Although at times I may fall off onto the side of the road, there will always e individuals there to help push me back onto the road again. I’m very fortunate to have individuals who mentor me and who push me to become the absolute best I can be. My parents do not pressure me to be an A student, but they certainly make it clear that they want me to try my best in everything that I do. I’ve reached moments in my life where I get discouraged because I don’t see any Mexican women that are doctors or lawyers, but I want to break away from society’s norms and show other Mexican-American girls that we can become doctors, lawyers, politicians, and so on.
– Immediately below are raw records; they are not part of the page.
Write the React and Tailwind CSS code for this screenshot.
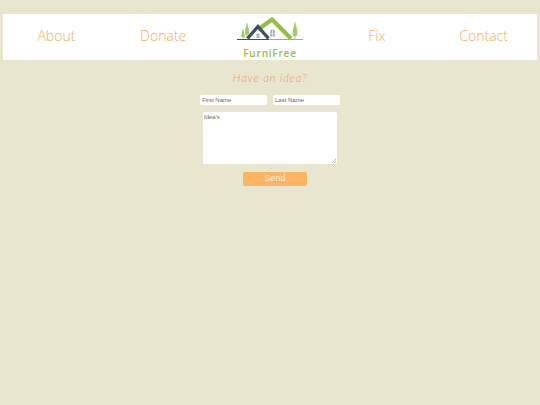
import React from 'react';

const Logo = () => (
  <svg width="66" height="25" viewBox="0 0 66 25" className="mt-[1px] block">
    {/* trees */}
    <path d="M6 22V12" stroke="#8fc04a" strokeWidth="0.7" />
    <path d="M6 13c-1.300 2.500-2 5-1.700 6.500.3 1.300 3.100 1.300 3.400 0 .3-1.500-.4-4-1.700-6.500z" fill="#a3cc6a" />
    <path d="M10 21V6" stroke="#8fc04a" strokeWidth="0.7" />
    <path d="M10 7c-1.500 3-2.500 6.500-2 9.500.3 1.800 3.700 1.800 4 0 .5-3-.5-6.500-2-9.500z" fill="#a3cc6a" />
    <path d="M58 22V5" stroke="#8fc04a" strokeWidth="0.7" />
    <path d="M58 6c-1.700 3.500-2.800 8-2.300 12 .3 1.800 4.300 1.800 4.600 0 .5-4-.6-8.500-2.300-12z" fill="#a3cc6a" />
    {/* green roof */}
    <path d="M21 12.500 35 2.500 54 21.500" fill="none" stroke="#8fc04a" strokeWidth="4.200" strokeLinejoin="miter" />
    {/* window of the big house */}
    <path d="M33 19.500v-4.500a2.500 2.500 0 0 1 5 0v4.500z" fill="#a9b2bb" />
    <path d="M35.500 13v6.500M33 16.500h5" stroke="#fff" strokeWidth="0.6" />
    {/* dark roof */}
    <path d="M10.500 21.500 21 9.500l10.500 12" fill="none" stroke="#414f66" strokeWidth="3.400" strokeLinejoin="miter" />
    <path d="M19.500 21v-3.500l1.500-1.500 1.500 1.500V21z" fill="#a9b2bb" />
    {/* ground */}
    <path d="M0 22.500h32" stroke="#414f66" strokeWidth="1" />
    <path d="M32 22.500h34" stroke="#8fc04a" strokeWidth="1" />
  </svg>
);

const NavLink = ({ label }) => (
  <a href="#" className="flex-1 pb-[4px] text-center text-[14px] font-light text-[#f4ac62] font-['Open_Sans',sans-serif]">
    {label}
  </a>
);

const fieldClass = "bg-white text-black placeholder:text-[#666] font-['Liberation_Sans',sans-serif]";

const App = () => {
  return (
    <div className="min-h-[405px] bg-[#e9e6d0] pt-[14px] px-[3px]">
      <nav className="flex h-[46px] items-center bg-white">
        <NavLink label="About" />
        <NavLink label="Donate" />
        <div className="flex flex-1 flex-col items-center">
          <Logo />
          <span className="mt-[6px] text-[10px] leading-[11px] font-semibold tracking-[0.8px] text-[#8fc04a] font-['Open_Sans',sans-serif]">
            FurniFree
          </span>
        </div>
        <NavLink label="Fix" />
        <NavLink label="Contact" />
      </nav>

      <form className="flex flex-col items-center">
        <h2 className="mt-[10px] text-[11.5px] leading-[16px] font-light tracking-[0.7px] italic text-[#eb9f5c] font-['Lato',sans-serif]">
          Have an idea?
        </h2>
        <div className="mt-[9px] flex gap-[6px]">
          <input
            placeholder="First Name"
            className={`h-[10px] w-[67px] rounded-[2px] px-[2px] text-[6px] ${fieldClass}`}
          />
          <input
            placeholder="Last Name"
            className={`h-[10px] w-[67px] rounded-[2px] px-[2px] text-[6px] ${fieldClass}`}
          />
        </div>
        <div className="relative mt-[6.5px]">
          <textarea
            placeholder="Idea's"
            className={`block h-[52.5px] w-[134px] resize-none rounded-[2px] p-[1px] text-[6px] ${fieldClass}`}
          />
          <svg width="4" height="4" viewBox="0 0 4 4" className="absolute right-[1px] bottom-[1px]">
            <path d="M0 4 4 0M2 4 4 2" stroke="#777" strokeWidth="0.5" />
          </svg>
        </div>
        <button
          type="button"
          className="mt-[8px] ml-[10px] h-[14px] w-[64px] rounded-[2px] bg-[#fdb364] text-[9px] text-[#fdeedd] font-['Liberation_Sans',sans-serif]"
        >
          Send
        </button>
      </form>
    </div>
  );
};

export default App;
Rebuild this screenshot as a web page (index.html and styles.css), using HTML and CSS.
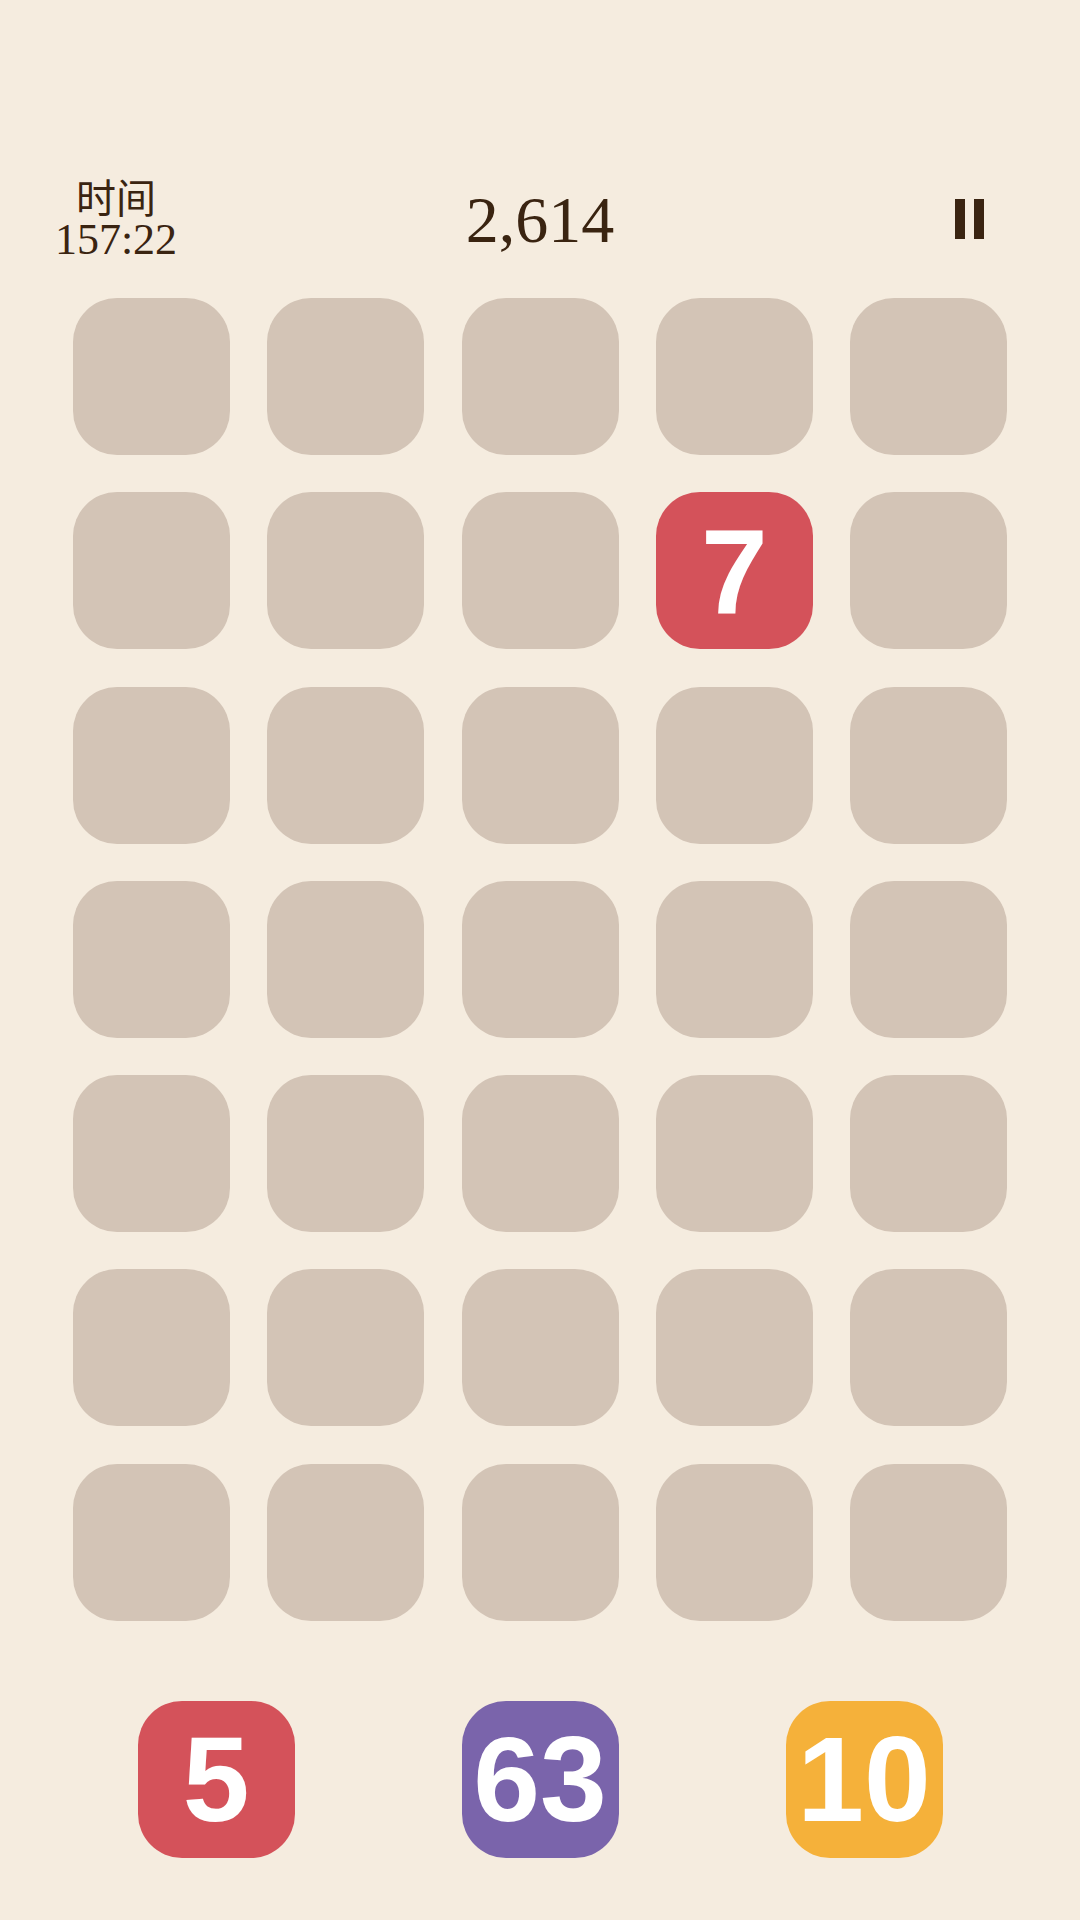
FILE: index.html
```html
<!DOCTYPE html>
<html lang="zh">
<head>
    <meta charset="UTF-8">
    <meta name="viewport" content="width=device-width, initial-scale=1.0">
    <title>Merge</title>
    <link rel="stylesheet" href="styles.css">
</head>
<body>

    <div class="header">
        <div class="timer">
            <div class="timer-label">时间</div>
            <div class="timer-value">157:22</div>
        </div>
        <div class="score">2,614</div>
        <div class="pause-wrap">
            <div class="pause">
                <span></span>
                <span></span>
            </div>
        </div>
    </div>

    <div class="board">
        <div class="cell"></div><div class="cell"></div><div class="cell"></div><div class="cell"></div><div class="cell"></div>
        <div class="cell"></div><div class="cell"></div><div class="cell"></div><div class="cell tile red">7</div><div class="cell"></div>
        <div class="cell"></div><div class="cell"></div><div class="cell"></div><div class="cell"></div><div class="cell"></div>
        <div class="cell"></div><div class="cell"></div><div class="cell"></div><div class="cell"></div><div class="cell"></div>
        <div class="cell"></div><div class="cell"></div><div class="cell"></div><div class="cell"></div><div class="cell"></div>
        <div class="cell"></div><div class="cell"></div><div class="cell"></div><div class="cell"></div><div class="cell"></div>
        <div class="cell"></div><div class="cell"></div><div class="cell"></div><div class="cell"></div><div class="cell"></div>
    </div>

    <div class="tray">
        <div class="cell tile red">5</div>
        <div class="cell tile purple">63</div>
        <div class="cell tile orange">10</div>
    </div>

</body>
</html>
```

FILE: styles.css
```css
body {
    margin: 0;
    background: #f5ecdf;
    color: #3a2411;
    font-family: "Liberation Serif", "Noto Sans CJK SC", serif;
}
.header {
    display: grid;
    grid-template-columns: 232px 1fr 232px;
    align-items: center;
    padding-top: 174px;
    height: 88px;
}
.timer {
    text-align: center;
}
.timer-label {
    font-family: "Noto Sans CJK SC", sans-serif;
    font-size: 40px;
    line-height: 42px;
}
.timer-value {
    font-size: 44px;
    line-height: 46px;
}
.score {
    text-align: center;
    font-size: 66px;
    line-height: 88px;
    padding-top: 2px;
}
.pause-wrap {
    display: flex;
    justify-content: center;
    padding-left: 10px;
}
.pause {
    display: flex;
    gap: 9px;
}
.pause span {
    width: 10px;
    height: 40px;
    background: #3a2411;
}
.board {
    display: grid;
    grid-template-columns: repeat(5, 157px);
    grid-auto-rows: 157px;
    gap: 37.3px;
    justify-content: center;
    margin-top: 36px;
}
.cell {
    width: 157px;
    height: 157px;
    border-radius: 44px;
    background: #d3c4b6;
}
.tile {
    display: flex;
    align-items: center;
    justify-content: center;
    color: white;
    font-family: "Liberation Sans", Arial, sans-serif;
    font-weight: bold;
    font-size: 120px;
    line-height: 1;
}
.red {
    background: #d4525a;
}
.purple {
    background: #7a64ab;
}
.orange {
    background: #f5b13a;
}
.tray {
    display: flex;
    justify-content: center;
    gap: 167px;
    margin-top: 80px;
}
```
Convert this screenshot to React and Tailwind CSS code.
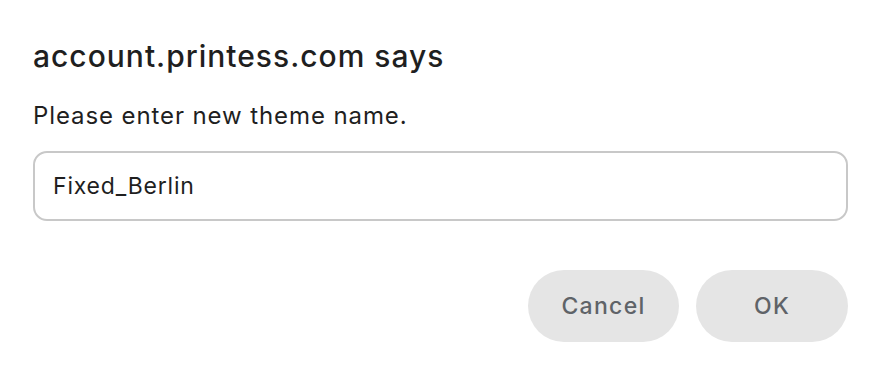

Individuals aggravate me when they stereotype Mexicans as lazy or uneducated. Many humans do not know the true back story of what it means to be an Mexican immigrant. I have heard personal experiences from family members, like my grandparents about how hard it was to immigrate from Mexico to the United State. My grandmother was only 16 when she came to US, but my life is completely different than what her teenage vears consisted of. When my grandmother arrived to the US, she immediately started working in the Central Valley picking fruits and vegetables in the scorching hot sun.
From there she move onto a sewing company, when she sewed for more than 8 hours a day, with no benefits and low paying wages. I look at my grandmother’s life and glance back at my current situation; I attend a College prep school and she didn’t, she had to work for 8 hours underneath the sun to make a living, while I complained about sitting in a desk for a desk for 8 hours listening to lectures to which she would’ve enjoyed listening.
My generation consists of many individuals of color or Latino descent who have to work like my grandmother did, or who do not have the opportunity to attend a College Prep school. From a young age my parents taught me that I could set my mind to whatever I wanted to accomplish and that with faith in God, I would get there. I am extremely proud of wholam becoming because I am still following the long road that leads to success and I know that I am capable of surpassing obstacles in the future.